In the long-term, I will look to work with ISP’s to improve infrastructure. This can be done through a partnership or quite possibly even via acquisition. If ISP’s are successfully opened to competition, the ability to start our own ISP is very real and with it the ability to improve infrastructure. An alternative to this is to partner with Google and become an active stakeholder in their push to increase coverage of Google Fiber. The risk to this is that both options will require massive investments in CAPEX. However, it will give Netflix more control of the value chain, a logical step to take after already venturing into content creation.
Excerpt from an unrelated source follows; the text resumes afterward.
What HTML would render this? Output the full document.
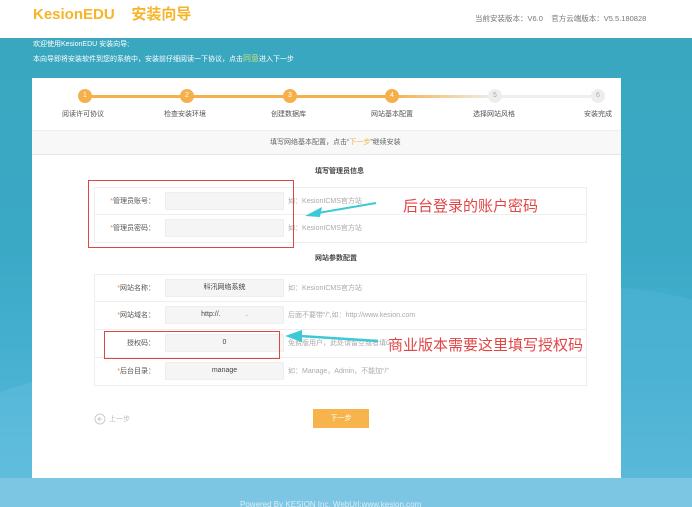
<!DOCTYPE html>
<html><head><meta charset="utf-8"><style>
*{margin:0;padding:0;box-sizing:border-box}
html,body{width:692px;height:507px;overflow:hidden}
body{position:relative;font-family:"Liberation Sans","Noto Sans CJK SC",sans-serif;background:#fff}
.abs{position:absolute}
.bg{left:0;top:38px;width:692px;height:469px;background:linear-gradient(180deg,#3aa7bf 0%,#3aa9c6 45%,#4bb2d4 75%,#6fc1e0 100%);overflow:hidden}
.foot{left:0;top:478px;width:692px;height:29px;background:#7cc6e4;overflow:hidden}
.card{left:32px;top:78px;width:589px;height:400px;background:#fff}
.t{font-size:7px;line-height:9px;color:#555;white-space:nowrap}
.c{width:14px;height:14px;border-radius:50%;color:#fff;font-size:7px;text-align:center;line-height:14px}
.row{left:94px;width:493px;height:28px;border:1px solid #eee;border-top:none}
.lab{font-size:7px;line-height:9px;color:#555;text-align:right;width:60px;left:0}
.inp{left:70px;width:119px;height:18px;background:#f5f5f5;border:1px solid #eee;font-size:7px;color:#444;text-align:center;line-height:16px;top:4px}
.tip{left:193px;font-size:7px;line-height:9px;color:#aaa;white-space:nowrap;top:9px}
.st{color:#f08a3c}
</style></head><body>
<div class="abs" style="left:33px;top:6px;font-size:15px;line-height:18px;font-weight:bold;color:#f6b529">KesionEDU&nbsp;&nbsp;&nbsp;&nbsp;安装向导</div>
<div class="abs t" style="left:475px;top:14px;color:#777;font-size:7.5px">当前安装版本：V6.0&nbsp;&nbsp;&nbsp;&nbsp;官方云端版本：V5.5.180828</div>
<div class="abs bg">
 <div class="abs" style="left:-80px;top:330px;width:460px;height:200px;border-radius:50%;background:#5fbcdc;opacity:.6"></div>
 <div class="abs" style="left:400px;top:250px;width:420px;height:300px;border-radius:50%;background:#4fb3d6;opacity:.5"></div>
</div>
<div class="abs foot"><div class="abs t" style="left:240px;top:22px;color:#d9eef7;font-size:8px">Powered By KESION Inc. WebUrl:www.kesion.com</div></div>
<div class="abs t" style="left:33px;top:40px;color:#fff">欢迎使用KesionEDU 安装向导;</div>
<div class="abs t" style="left:33px;top:54px;color:#fff">本向导即将安装软件到您的系统中，安装前仔细阅读一下协议，点击<span style="color:#c7e07a;font-size:8px">同意</span>进入下一步</div>
<div class="abs card"></div>
<div class="abs" style="left:85px;top:95px;width:307px;height:3px;background:#f5b04c"></div>
<div class="abs" style="left:392px;top:95px;width:206px;height:3px;background:linear-gradient(90deg,#f5b04c,#eee 50%)"></div>
<div class="abs c" style="left:78px;top:89px;background:#f5b04c">1</div>
<div class="abs c" style="left:180px;top:89px;background:#f5b04c">2</div>
<div class="abs c" style="left:283px;top:89px;background:#f5b04c">3</div>
<div class="abs c" style="left:385px;top:89px;background:#f5b04c">4</div>
<div class="abs c" style="left:488px;top:89px;background:#eee;color:#aaa">5</div>
<div class="abs c" style="left:591px;top:89px;background:#eee;color:#aaa">6</div>
<div class="abs t" style="left:62px;top:110px">阅读许可协议</div>
<div class="abs t" style="left:164px;top:110px">检查安装环境</div>
<div class="abs t" style="left:271px;top:110px">创建数据库</div>
<div class="abs t" style="left:371px;top:110px">网站基本配置</div>
<div class="abs t" style="left:473px;top:110px">选择网站风格</div>
<div class="abs t" style="left:584px;top:110px">安装完成</div>
<div class="abs" style="left:32px;top:130px;width:589px;height:25px;background:#f8f8f8;border-top:1px solid #eee;border-bottom:1px solid #e6e6e6"></div>
<div class="abs t" style="left:270px;top:138px;color:#666">填写网络基本配置，点击“<span style="color:#f5b04c">下一步</span>”继续安装</div>
<div class="abs t" style="left:315px;top:167px;font-weight:bold;color:#444">填写管理员信息</div>
<div class="abs row" style="top:187px;border-top:1px solid #eee">
 <div class="abs lab" style="top:9px"><span class="st">*</span>管理员账号：</div><div class="abs inp"></div><div class="abs tip">如：KesionICMS官方站</div></div>
<div class="abs row" style="top:215px">
 <div class="abs lab" style="top:9px"><span class="st">*</span>管理员密码：</div><div class="abs inp"></div><div class="abs tip">如：KesionICMS官方站</div></div>
<div class="abs" style="left:88px;top:180px;width:206px;height:68px;border:1.5px solid #e04545"></div>
<div class="abs t" style="left:315px;top:254px;font-weight:bold;color:#444">网站参数配置</div>
<div class="abs row" style="top:274px;border-top:1px solid #eee">
 <div class="abs lab" style="top:9px"><span class="st">*</span>网站名称：</div><div class="abs inp">科汛网络系统</div><div class="abs tip">如：KesionICMS官方站</div></div>
<div class="abs row" style="top:302px">
 <div class="abs lab" style="top:9px"><span class="st">*</span>网站域名：</div><div class="abs inp">http://. &nbsp;&nbsp;&nbsp;&nbsp;&nbsp;&nbsp;&nbsp;&nbsp;&nbsp;&nbsp;&nbsp; .</div><div class="abs tip">后面不要带“/”,如：http://www.kesion.com</div></div>
<div class="abs row" style="top:330px">
 <div class="abs lab" style="top:9px">授权码：</div><div class="abs inp">0</div><div class="abs tip">免费版用户，此处请留空或者填0</div></div>
<div class="abs row" style="top:358px">
 <div class="abs lab" style="top:9px"><span class="st">*</span>后台目录：</div><div class="abs inp">manage</div><div class="abs tip">如：Manage，Admin，不能加“/”</div></div>
<div class="abs" style="left:104px;top:331px;width:176px;height:28px;border:1.5px solid #e04545"></div>
<div class="abs" style="left:403px;top:197px;font-size:15px;line-height:20px;color:#e04545;white-space:nowrap">后台登录的账户密码</div>
<div class="abs" style="left:388px;top:336px;font-size:15px;line-height:20px;color:#e04545;white-space:nowrap">商业版本需要这里填写授权码</div>
<svg class="abs" style="left:0;top:0" width="692" height="507">
 <path d="M376 203 L318 213" stroke="#3cc9d6" stroke-width="2"/><path d="M305 216 L322 207 L320 217 Z" fill="#3cc9d6"/>
 <path d="M378 341 L300 336" stroke="#3cc9d6" stroke-width="2.5"/><path d="M285 336 L302 330 L302 342 Z" fill="#3cc9d6"/>
 <circle cx="100" cy="419" r="5" fill="none" stroke="#ccc"/><path d="M102 419h-4m2-2l-2 2 2 2" stroke="#ccc" fill="none"/>
</svg>
<div class="abs t" style="left:109px;top:415px;color:#bbb">上一步</div>
<div class="abs" style="left:313px;top:409px;width:56px;height:19px;background:#f7b44c;color:#fff;font-size:7px;text-align:center;line-height:19px">下一步</div>
</body></html>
In Europe, where net neutrality looks like it will be kept, I will fast track the expansion plan for Netflix. There is a need to diversify outside of the U.S. and the environment in Europe looks like it is suitable. Penetrating Europe will not be as easy though, given that consumer tastes are quite different. As such, there is going to be a need to form strong partnerships with local content creators and quite possibly even a push towards content created by Netflix specific for European markets.

By diversifying further into content creation, Netflix moves into a part of the value chain where it can capture more value as opposed to the low margins that exist simply as a distributor. Main risk to this is that Netflix may not have the necessary expertise in European tastes and securing this expertise is bound to cost a lot of money.